Why does Europe need green molecules when it's already investing so heavily in wind and solar?

Model

Because electricity alone cannot decarbonize everything. You cannot easily electrify a cargo ship or a steel furnace or a long-haul flight. Green molecules are the answer for those hard cases—they are energy carriers that can be burned like fossil fuels but made from renewable sources.

Inventor

So this is really about the sectors that cannot go electric?

Model

Exactly. About 20 to 25 percent of Europe's energy demand comes from industries and transport that are extremely difficult to electrify. That is where green molecules step in.

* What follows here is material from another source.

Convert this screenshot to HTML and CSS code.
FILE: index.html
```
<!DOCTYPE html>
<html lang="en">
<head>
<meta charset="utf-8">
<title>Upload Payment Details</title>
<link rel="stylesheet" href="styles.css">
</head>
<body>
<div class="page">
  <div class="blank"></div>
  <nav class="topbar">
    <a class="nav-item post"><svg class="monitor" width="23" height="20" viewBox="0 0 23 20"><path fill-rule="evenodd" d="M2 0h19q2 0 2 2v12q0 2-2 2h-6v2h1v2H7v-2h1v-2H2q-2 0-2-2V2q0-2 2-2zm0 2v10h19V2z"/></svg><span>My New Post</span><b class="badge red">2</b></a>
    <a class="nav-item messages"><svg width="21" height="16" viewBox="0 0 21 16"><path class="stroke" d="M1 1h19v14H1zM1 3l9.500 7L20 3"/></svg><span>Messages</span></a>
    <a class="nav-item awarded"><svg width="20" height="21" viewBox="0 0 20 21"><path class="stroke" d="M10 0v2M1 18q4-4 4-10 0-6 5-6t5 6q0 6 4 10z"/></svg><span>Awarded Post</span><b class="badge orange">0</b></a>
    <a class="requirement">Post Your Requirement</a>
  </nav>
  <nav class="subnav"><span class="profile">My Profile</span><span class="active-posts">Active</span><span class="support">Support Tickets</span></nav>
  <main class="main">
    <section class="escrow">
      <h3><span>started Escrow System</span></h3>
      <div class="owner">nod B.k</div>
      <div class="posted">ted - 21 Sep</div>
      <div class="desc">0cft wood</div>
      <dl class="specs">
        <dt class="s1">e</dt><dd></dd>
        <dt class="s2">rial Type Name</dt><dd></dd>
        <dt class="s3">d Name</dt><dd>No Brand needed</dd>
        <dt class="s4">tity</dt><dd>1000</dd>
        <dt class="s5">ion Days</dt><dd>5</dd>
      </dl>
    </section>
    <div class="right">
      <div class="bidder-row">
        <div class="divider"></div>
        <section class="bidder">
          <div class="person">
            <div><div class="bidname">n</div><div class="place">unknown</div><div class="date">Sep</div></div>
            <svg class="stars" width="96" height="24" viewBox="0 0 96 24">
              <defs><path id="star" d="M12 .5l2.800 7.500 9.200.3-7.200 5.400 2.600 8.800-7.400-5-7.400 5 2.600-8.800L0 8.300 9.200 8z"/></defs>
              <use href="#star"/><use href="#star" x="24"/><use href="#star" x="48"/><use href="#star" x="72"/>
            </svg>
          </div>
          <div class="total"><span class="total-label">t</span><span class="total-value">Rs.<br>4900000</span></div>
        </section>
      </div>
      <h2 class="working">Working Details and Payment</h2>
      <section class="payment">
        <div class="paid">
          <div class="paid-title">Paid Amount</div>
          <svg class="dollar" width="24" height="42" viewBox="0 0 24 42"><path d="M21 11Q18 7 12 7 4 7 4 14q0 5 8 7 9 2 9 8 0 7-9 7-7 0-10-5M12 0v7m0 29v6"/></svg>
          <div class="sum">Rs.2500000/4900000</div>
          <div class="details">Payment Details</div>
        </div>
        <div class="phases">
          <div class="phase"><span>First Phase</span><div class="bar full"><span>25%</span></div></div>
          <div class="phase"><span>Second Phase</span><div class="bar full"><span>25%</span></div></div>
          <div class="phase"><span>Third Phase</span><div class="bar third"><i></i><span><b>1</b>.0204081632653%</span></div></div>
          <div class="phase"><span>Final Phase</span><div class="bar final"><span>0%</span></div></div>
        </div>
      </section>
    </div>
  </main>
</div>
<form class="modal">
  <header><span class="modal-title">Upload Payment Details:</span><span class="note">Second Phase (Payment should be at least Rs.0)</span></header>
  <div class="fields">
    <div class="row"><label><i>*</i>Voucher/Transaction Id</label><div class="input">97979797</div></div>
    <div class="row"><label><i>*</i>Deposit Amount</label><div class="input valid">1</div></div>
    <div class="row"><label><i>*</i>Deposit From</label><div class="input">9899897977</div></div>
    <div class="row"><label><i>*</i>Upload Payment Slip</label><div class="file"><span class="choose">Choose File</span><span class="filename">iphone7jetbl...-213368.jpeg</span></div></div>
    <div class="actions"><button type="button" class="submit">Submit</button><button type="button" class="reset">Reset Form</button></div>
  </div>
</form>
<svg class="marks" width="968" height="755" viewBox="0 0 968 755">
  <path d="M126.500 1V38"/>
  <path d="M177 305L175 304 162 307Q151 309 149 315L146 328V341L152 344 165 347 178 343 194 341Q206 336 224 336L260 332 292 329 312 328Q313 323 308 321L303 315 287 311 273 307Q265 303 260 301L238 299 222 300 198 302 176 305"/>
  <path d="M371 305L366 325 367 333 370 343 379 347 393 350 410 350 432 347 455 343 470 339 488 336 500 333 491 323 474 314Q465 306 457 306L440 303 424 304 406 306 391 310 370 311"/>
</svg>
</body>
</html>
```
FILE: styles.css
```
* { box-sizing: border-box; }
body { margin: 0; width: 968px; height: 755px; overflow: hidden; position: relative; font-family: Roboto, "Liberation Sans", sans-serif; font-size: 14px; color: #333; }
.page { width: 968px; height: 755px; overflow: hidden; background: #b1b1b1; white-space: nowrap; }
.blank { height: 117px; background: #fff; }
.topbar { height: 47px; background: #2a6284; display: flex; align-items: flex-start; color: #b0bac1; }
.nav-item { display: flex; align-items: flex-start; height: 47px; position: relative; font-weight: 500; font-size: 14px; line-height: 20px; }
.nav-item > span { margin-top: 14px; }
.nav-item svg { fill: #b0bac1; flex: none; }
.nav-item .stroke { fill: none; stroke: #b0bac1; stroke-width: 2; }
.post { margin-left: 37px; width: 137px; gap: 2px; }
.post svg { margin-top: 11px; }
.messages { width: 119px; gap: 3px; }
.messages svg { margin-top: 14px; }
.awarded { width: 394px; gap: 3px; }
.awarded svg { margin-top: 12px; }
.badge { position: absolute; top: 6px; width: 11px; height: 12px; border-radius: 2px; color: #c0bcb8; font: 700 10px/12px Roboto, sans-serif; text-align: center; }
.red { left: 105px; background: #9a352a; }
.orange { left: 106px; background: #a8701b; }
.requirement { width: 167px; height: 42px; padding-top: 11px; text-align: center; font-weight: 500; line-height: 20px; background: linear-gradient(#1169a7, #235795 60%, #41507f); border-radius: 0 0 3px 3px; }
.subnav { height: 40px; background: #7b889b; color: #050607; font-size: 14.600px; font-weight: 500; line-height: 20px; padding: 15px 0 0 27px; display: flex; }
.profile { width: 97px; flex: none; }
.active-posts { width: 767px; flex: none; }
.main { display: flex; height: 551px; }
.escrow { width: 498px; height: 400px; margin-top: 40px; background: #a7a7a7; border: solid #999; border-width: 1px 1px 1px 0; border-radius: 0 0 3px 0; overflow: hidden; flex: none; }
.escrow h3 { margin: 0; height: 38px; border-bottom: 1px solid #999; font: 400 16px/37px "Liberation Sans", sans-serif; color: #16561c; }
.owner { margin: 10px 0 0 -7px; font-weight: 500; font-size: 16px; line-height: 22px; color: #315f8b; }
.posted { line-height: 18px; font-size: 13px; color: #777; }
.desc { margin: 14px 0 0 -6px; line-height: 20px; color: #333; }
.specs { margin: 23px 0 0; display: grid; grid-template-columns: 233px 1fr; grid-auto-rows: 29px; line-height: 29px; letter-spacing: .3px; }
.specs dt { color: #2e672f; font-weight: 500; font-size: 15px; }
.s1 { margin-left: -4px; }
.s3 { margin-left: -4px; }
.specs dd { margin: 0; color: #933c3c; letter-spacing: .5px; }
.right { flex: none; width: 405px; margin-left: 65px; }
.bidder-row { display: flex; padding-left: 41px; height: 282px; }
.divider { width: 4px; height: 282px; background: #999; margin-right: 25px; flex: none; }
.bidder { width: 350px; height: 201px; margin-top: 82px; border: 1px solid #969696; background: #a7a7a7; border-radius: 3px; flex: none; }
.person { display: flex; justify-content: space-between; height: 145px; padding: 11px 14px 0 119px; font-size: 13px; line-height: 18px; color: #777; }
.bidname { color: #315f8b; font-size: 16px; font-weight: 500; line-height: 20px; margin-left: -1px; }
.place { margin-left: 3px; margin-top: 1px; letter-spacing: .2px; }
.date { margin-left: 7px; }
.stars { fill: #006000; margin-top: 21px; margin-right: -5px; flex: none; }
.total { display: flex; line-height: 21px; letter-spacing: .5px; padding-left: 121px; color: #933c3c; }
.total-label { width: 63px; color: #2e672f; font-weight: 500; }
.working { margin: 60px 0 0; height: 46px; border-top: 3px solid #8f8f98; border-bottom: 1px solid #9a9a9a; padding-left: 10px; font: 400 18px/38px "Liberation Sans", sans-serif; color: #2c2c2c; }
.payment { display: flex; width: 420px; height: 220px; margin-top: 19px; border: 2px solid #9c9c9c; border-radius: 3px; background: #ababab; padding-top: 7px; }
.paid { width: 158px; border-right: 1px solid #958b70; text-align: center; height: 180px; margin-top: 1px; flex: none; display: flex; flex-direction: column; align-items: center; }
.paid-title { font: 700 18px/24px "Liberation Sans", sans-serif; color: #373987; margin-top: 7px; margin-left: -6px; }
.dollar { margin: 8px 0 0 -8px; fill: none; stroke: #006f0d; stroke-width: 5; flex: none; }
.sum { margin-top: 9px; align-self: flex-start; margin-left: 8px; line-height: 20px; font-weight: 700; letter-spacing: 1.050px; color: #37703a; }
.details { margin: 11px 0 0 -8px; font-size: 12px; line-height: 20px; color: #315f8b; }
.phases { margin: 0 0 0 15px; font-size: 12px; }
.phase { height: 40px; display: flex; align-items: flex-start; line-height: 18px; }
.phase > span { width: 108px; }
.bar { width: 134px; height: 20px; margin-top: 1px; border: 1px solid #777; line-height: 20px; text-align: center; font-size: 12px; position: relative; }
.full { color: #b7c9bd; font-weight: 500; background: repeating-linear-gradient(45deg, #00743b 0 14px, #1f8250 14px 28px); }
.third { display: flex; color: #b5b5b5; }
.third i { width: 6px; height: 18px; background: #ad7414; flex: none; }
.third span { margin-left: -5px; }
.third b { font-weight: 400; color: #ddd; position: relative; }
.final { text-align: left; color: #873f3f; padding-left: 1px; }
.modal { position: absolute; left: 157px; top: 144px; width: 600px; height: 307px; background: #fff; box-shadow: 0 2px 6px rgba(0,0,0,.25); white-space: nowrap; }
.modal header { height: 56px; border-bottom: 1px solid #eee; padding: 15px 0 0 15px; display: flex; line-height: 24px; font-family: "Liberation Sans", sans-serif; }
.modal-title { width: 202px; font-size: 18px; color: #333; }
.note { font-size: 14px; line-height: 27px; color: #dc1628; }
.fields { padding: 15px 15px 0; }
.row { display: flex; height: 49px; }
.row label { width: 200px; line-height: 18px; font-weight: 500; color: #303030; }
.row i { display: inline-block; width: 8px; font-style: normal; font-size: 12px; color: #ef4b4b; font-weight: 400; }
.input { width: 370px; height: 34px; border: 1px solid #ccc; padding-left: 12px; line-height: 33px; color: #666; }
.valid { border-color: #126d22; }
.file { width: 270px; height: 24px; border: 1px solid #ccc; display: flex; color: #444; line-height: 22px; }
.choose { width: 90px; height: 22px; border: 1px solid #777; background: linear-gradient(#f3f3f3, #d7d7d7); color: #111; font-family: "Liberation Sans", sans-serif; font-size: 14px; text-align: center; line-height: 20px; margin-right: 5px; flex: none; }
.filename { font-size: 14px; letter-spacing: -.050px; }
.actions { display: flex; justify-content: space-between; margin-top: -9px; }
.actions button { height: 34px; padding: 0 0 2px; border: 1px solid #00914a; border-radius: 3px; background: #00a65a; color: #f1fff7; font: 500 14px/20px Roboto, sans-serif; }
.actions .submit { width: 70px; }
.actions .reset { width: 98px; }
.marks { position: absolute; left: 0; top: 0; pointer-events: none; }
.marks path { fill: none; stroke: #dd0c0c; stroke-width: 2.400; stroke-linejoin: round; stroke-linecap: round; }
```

Without them, you hit a ceiling on decarbonization.

Inventor

The report mentions a cost gap. How big is that problem?

Model

It is real but not permanent. Right now, green molecules cost more. But the report shows that gap closing after 2030 as renewable energy gets cheaper and production scales. By the 2030s, some of these fuels will cost the same as fossil fuels. That is the inflection point.

Inventor

What does success actually require?

Model

Three things. First, governments have to create regulatory frameworks that make the market for these molecules clear and stable. Second, they need to fund the gap between green and fossil fuel costs in the early years. Third, they have to build the infrastructure—production plants, pipelines, storage—across the entire continent.

Inventor

Is this realistic by 2040?

Model

The report thinks so. It is not a small task, but the timeline is not impossible if the political will is there. The geopolitical pressure is real now. That changes the calculation.